Hobéon (a consultancy charged with the certification of higher professional education institutions) reviewed four of the institution’s study programmes in 2009: European Studies (HEBO), Management, Economics and Law, Public Management, and Small Business and Retail Management (the last-named programme as part of a reaccreditation programme in 2007).

In all cases, analysis of the management reviews and the underlying files and reviews resulted in a positive opinion for accreditation, and the Executive Board applied for accreditation for these programmes accordingly. European Studies also applied for an additional ‘Internationalisation’ quality mark for its European Studies-3 track. The outcome of this application was not yet known at the end of 2009. Public Management and Small Business and Retail Management have both been accredited. The result of the procedure for the other programmes will become known in the course of 2010.

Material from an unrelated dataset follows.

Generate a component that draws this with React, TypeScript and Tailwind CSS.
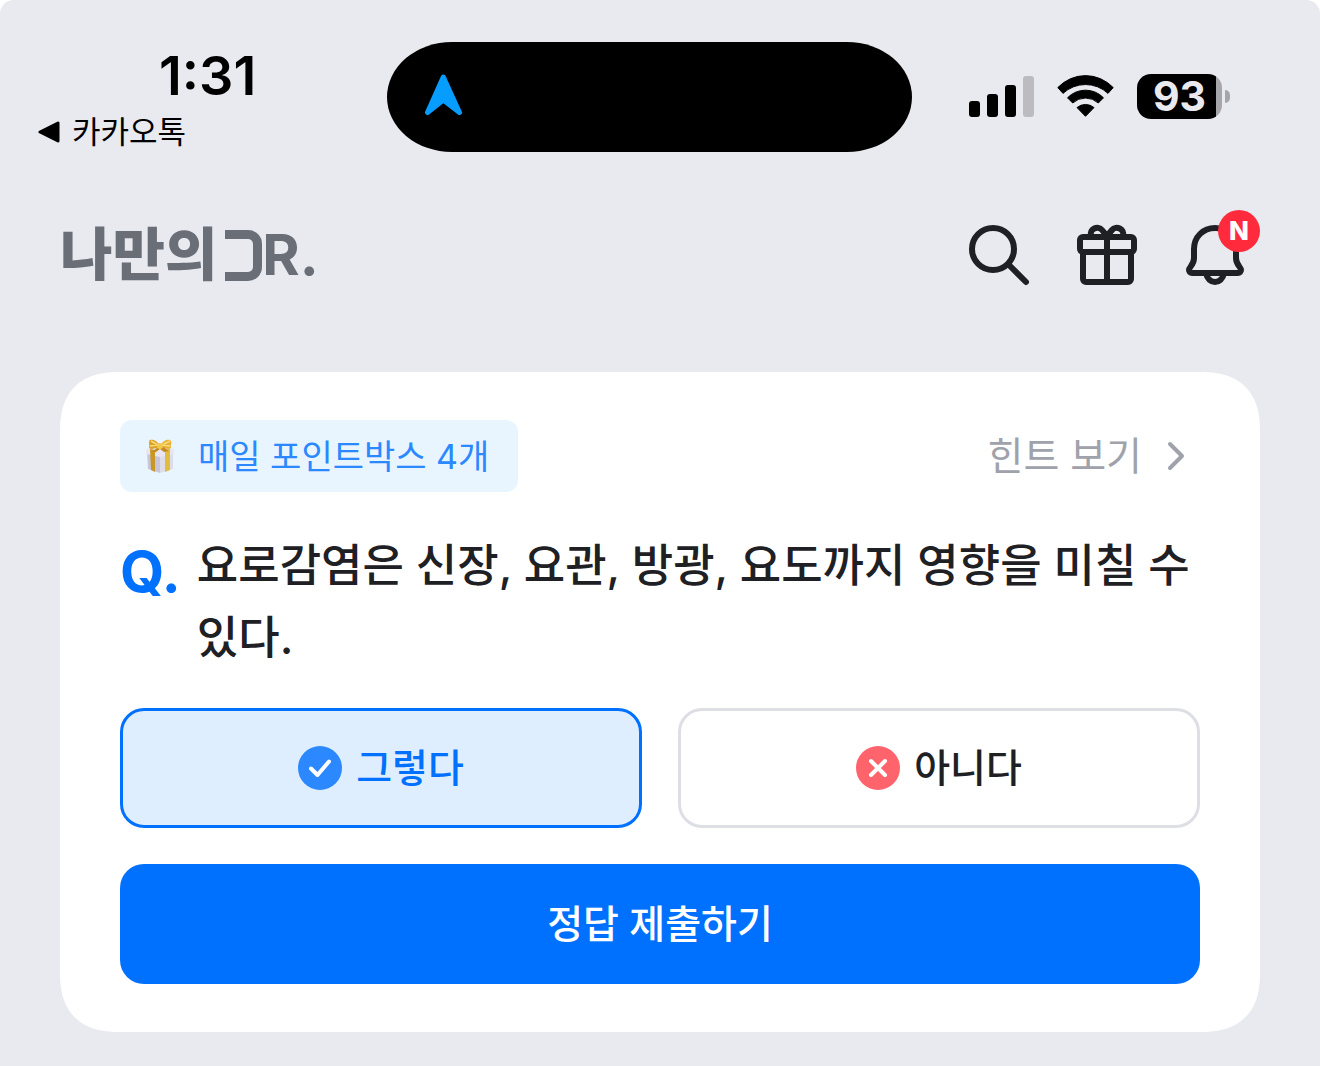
import React, { useState } from 'react';

interface AnswerOptionProps {
  value: string;
  label: string;
  checked: boolean;
  onSelect: (value: string) => void;
  icon: React.ReactNode;
}

const SignalIcon = () => (
  <svg width="65" height="42" viewBox="0 0 65 42" aria-hidden="true">
    <rect x="0" y="26" width="11" height="16" rx="3" />
    <rect x="18" y="19" width="11" height="23" rx="3" />
    <rect x="36" y="10" width="11" height="32" rx="3" />
    <rect x="54" y="1" width="11" height="41" rx="3" fill="#bbbbc0" />
  </svg>
);

const WifiIcon = () => (
  <svg width="57" height="42" viewBox="0 0 57 42" aria-hidden="true">
    <g stroke="#000" strokeWidth="1" strokeLinejoin="round">
      <path d="M.8 12.6A38 38 0 0 1 56.2 12.6L51 18.4A33 33 0 0 0 6 18.4Z" />
      <path d="M10.5 22.8A25 25 0 0 1 46.5 22.8L41.3 28A19 19 0 0 0 15.7 28Z" />
      <path d="M20 32.6A13 13 0 0 1 37 32.6L28.5 41.3Z" />
    </g>
  </svg>
);

const LocationIcon = () => (
  <svg width="39" height="42" viewBox="0 0 39 42" aria-hidden="true">
    <path
      d="M19.3 3L35.5 38.5L19.3 26L3.5 38.5Z"
      fill="#069dff"
      stroke="#069dff"
      strokeWidth="5"
      strokeLinejoin="round"
    />
  </svg>
);

const SearchIcon = () => (
  <svg width="72" height="72" viewBox="0 0 72 72" fill="none" stroke="#1f2024" strokeWidth="6" strokeLinecap="round">
    <circle cx="30" cy="30" r="21" />
    <path d="M46 46L63 63" />
  </svg>
);

const GiftIcon = () => (
  <svg width="72" height="72" viewBox="0 0 72 72" fill="none" stroke="#1f2024" strokeWidth="6" strokeLinejoin="round">
    <rect x="9" y="18" width="54" height="15" rx="3" />
    <path d="M12 33V60a3 3 0 0 0 3 3H57a3 3 0 0 0 3-3V33M36 18V63" />
    <path d="M20 17C18 10 27 6 31 11L36 17L41 11C45 6 54 10 52 17" />
  </svg>
);

const BellIcon = () => (
  <svg width="72" height="72" viewBox="0 0 72 72" fill="none" stroke="#1f2024" strokeWidth="6" strokeLinejoin="round">
    <path d="M36 9C24 9 15 18 15 30V39C15 46 10 48 10 51A3 3 0 0 0 13 54H59A3 3 0 0 0 62 51C62 48 57 46 57 39V30C57 18 48 9 36 9Z" />
    <path d="M27 54C28 60 32 63 36 63S44 60 45 54" />
  </svg>
);

const PointBoxIcon = () => (
  <svg width="28" height="36" viewBox="0 0 28 36" aria-hidden="true">
    <path d="M1 12L14 15V35L2 31Z" fill="#c6c5dc" />
    <path d="M14 15L27 12V31L14 35Z" fill="#dddce9" />
    <path d="M0 11L14 8L28 11V16L14 19L0 16Z" fill="#e6e5f1" />
    <path d="M4 11L9 12V34L5 32Z" fill="#c99724" />
    <path d="M19 12L24 11V32L19 34Z" fill="#e0bc40" />
    <path d="M13 9C8 11 3 12 3 9C4 8 2 4 4 2C8 1 12 4 14 8Z" fill="#dc9f26" />
    <path d="M15 9C20 11 25 12 25 9C24 7 27 4 24 2C20 1 16 4 14 8Z" fill="#e8b136" />
    <path d="M5 3L12 7L4 8M24 3L16 7L24 8" fill="none" stroke="#f9dc78" strokeWidth="1.5" />
    <path d="M12 9L6 14L10 14L14 11L18 14L23 13L16 8Z" fill="#c98a1c" />
    <circle cx="14" cy="8" r="3" fill="#f2c94f" />
  </svg>
);

const CheckBadge = () => (
  <svg width="44" height="44" viewBox="0 0 44 44" aria-hidden="true">
    <circle cx="22" cy="22" r="22" fill="#2b88ff" />
    <path d="M13 22.5L19.5 29L31 15.5" fill="none" stroke="#fff" strokeWidth="4" strokeLinecap="round" strokeLinejoin="round" />
  </svg>
);

const CrossBadge = () => (
  <svg width="44" height="44" viewBox="0 0 44 44" aria-hidden="true">
    <circle cx="22" cy="22" r="22" fill="#ff636b" />
    <path d="M15 15L29 29M29 15L15 29" fill="none" stroke="#fff" strokeWidth="4" strokeLinecap="round" />
  </svg>
);

const StatusBar = () => (
  <div className="grid grid-cols-[387fr_525fr_408fr] pt-[42px] text-black">
    <div className="pl-[38px]">
      <div className="pl-[121px] font-['Inter'] text-[54px] font-semibold leading-[68px]">1:31</div>
      <button type="button" className="flex items-center gap-3 text-[31px] leading-[44px]">
        <svg width="22" height="22" viewBox="0 0 22 22" aria-hidden="true">
          <path d="M2 11L20 2V20Z" stroke="#000" strokeWidth="3" strokeLinejoin="round" />
        </svg>
        카카오톡
      </button>
    </div>
    <div className="flex h-[110px] items-center rounded-[65px/55px] bg-black pb-1 pl-[37px]">
      <LocationIcon />
    </div>
    <div className="flex h-[108px] items-center justify-end gap-[23px] pr-[90px]">
      <SignalIcon />
      <WifiIcon />
      <div className="flex items-center gap-[3px]">
        <div className="flex h-[45px] w-[85px] items-center justify-center rounded-[14px] bg-linear-to-r from-black from-93% to-[#a6a6aa] to-93% font-['Inter'] text-[41px] font-bold leading-none text-[#e9eaf0]">
          93
        </div>
        <div className="h-[13px] w-[5px] rounded-r-full bg-[#a6a6aa]" />
      </div>
    </div>
  </div>
);

const Header = () => (
  <header className="mt-[65px] flex items-center justify-between pl-[60px] pr-[69px]">
    <a href="#home" aria-label="나만의DR." className="flex items-center text-[57px] font-black leading-[66px] text-[#696e77]">
      <span>나만의</span>
      <span className="ml-2 h-[51px] w-[37px] rounded-r-[14px] border-y-9 border-r-9 border-[#696e77]" />
      <span className="font-['Inter'] font-bold">R.</span>
    </a>
    <nav className="flex gap-9">
      <button type="button" aria-label="검색">
        <SearchIcon />
      </button>
      <button type="button" aria-label="선물">
        <GiftIcon />
      </button>
      <button type="button" aria-label="알림" className="relative">
        <BellIcon />
        <span className="absolute -right-[9px] -top-[9px] flex size-[42px] items-center justify-center rounded-full bg-[#ff2b3d] pb-0.5 font-['Inter'] text-[26px] font-extrabold text-white">
          N
        </span>
      </button>
    </nav>
  </header>
);

const AnswerOption: React.FC<AnswerOptionProps> = ({ value, label, checked, onSelect, icon }) => (
  <label
    className={
      checked
        ? 'flex h-[120px] cursor-pointer items-center justify-center gap-[14px] rounded-3xl border-3 border-[#0070ff] bg-[#dfeeff] text-[#0070ff]'
        : 'flex h-[120px] cursor-pointer items-center justify-center gap-[14px] rounded-3xl border-3 border-[#dedfe4] bg-white text-[#1f2024]'
    }
  >
    <input
      type="radio"
      name="answer"
      value={value}
      checked={checked}
      onChange={() => onSelect(value)}
      className="sr-only"
    />
    {icon}
    <span className="text-[39px] font-medium leading-[60px]">{label}</span>
  </label>
);

const QuizCard = () => {
  const [answer, setAnswer] = useState('yes');

  return (
    <form
      onSubmit={(e) => e.preventDefault()}
      className="mx-[60px] mt-[81px] rounded-[60px] bg-white px-[60px] py-12 [corner-shape:superellipse(1.3)]"
    >
      <div className="flex items-center justify-between">
        <div className="flex h-[72px] items-center gap-6 rounded-xl bg-[#e8f5ff] pl-[26px] pr-[29px] text-[34px] leading-[48px] text-[#2b88ff]">
          <PointBoxIcon />
          <span className="pt-0.5">매일 포인트박스 4개</span>
        </div>
        <button type="button" className="flex items-center gap-6 pr-[14px] text-[39px] leading-[60px] text-[#9fa2ab]">
          힌트 보기
          <svg width="20" height="30" viewBox="0 0 20 30" fill="none" aria-hidden="true">
            <path d="M4 3L16 15L4 27" stroke="#9fa2ab" strokeWidth="4" strokeLinecap="round" strokeLinejoin="round" />
          </svg>
        </button>
      </div>

      <div className="mt-9 flex gap-4 text-[#1f2024]">
        <span className="pt-2 font-['Inter'] text-[57px] font-bold leading-[72px] text-[#0070ff]">Q.</span>
        <p className="flex-1 pt-0.5 text-[45px] font-medium leading-[72px]">
          요로감염은 신장, 요관, 방광, 요도까지 영향을 미칠 수 있다.
        </p>
      </div>

      <div className="mt-[34px] grid grid-cols-2 gap-9">
        <AnswerOption value="yes" label="그렇다" checked={answer === 'yes'} onSelect={setAnswer} icon={<CheckBadge />} />
        <AnswerOption value="no" label="아니다" checked={answer === 'no'} onSelect={setAnswer} icon={<CrossBadge />} />
      </div>

      <button
        type="submit"
        className="mt-9 h-[120px] w-full rounded-3xl bg-[#0070ff] text-[39px] font-medium leading-[60px] text-white"
      >
        정답 제출하기
      </button>
    </form>
  );
};

export default function App() {
  return (
    <div className="bg-white">
      <main className="min-h-screen rounded-t-[14px] bg-[#e9eaf0] pb-8 font-['Inter','Noto_Sans_CJK_KR',sans-serif]">
        <StatusBar />
        <Header />
        <QuizCard />
      </main>
    </div>
  );
}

At the end of 2008 the Executive Board, based on a positive report from Hobéon, applied for accreditation of the following study programmes: PABO (Primary School Teacher Training), Safety and Security Management Studies, Bachelor of Law, HALO (Physical Education Teacher Training Programme), Business Mathematics, Commercial Engineer, Electrical Engineering, Human Technology, Industrial Engineering and Management Science, and Technical Informatics. In 2009, all these study programmes were accredited for the next six years. The Communication & Multimedia Design (CMD) programme was not accredited in this first round, as the audit report failed to meet the NVAO’s requirements. CMD will undergo a supplementary audit in 2010.

Innovations in education


As in 2008, The Hague University of Applied Sciences was actively involved in 2009 in various projects run by the E-merge consortium. E-merge is a platform for cooperation on ICT in education between the universities of Leiden and Delft and the Leiden and The Hague University of Applied Sciences. A new round was launched in 2009, with projects aimed at increasing student success rates and promoting learning continuity pathways.

The most eye-catching projects are ‘e-Coach’ and ‘Intake into Bachelor’s Programmes’. Within the e-Coach project the first steps were made towards the development of a system for proactive notification from OSIRIS. The system ensures that student counsellors and the students themselves are automatically alerted, via e-mail messages, when the number of credits obtained falls behind schedule so that immediate action can be taken. The system also signals situations in which a student is ahead of schedule, enabling the student counsellor to highlight opportunities for the student to enrol in additional programmes. In the ‘Intake into the Bachelor’s Programme’ the C&M department develops tools to help future students make a well-balanced choice of study. The idea is that this should help to prevent students from switching programmes or ending their studies prematurely.

E-merge is also a major component of the national Acculturation project. As part of that project, The Hague University of Applied Sciences has developed a programme to help Chinese students prepare more effectively for their higher education studies in the Netherlands before their arrival, based on a videoconferencing concept.

A new E-merge project round is scheduled to be launched in 2010. The need for continuation of the cooperation platform will be evaluated in 2011.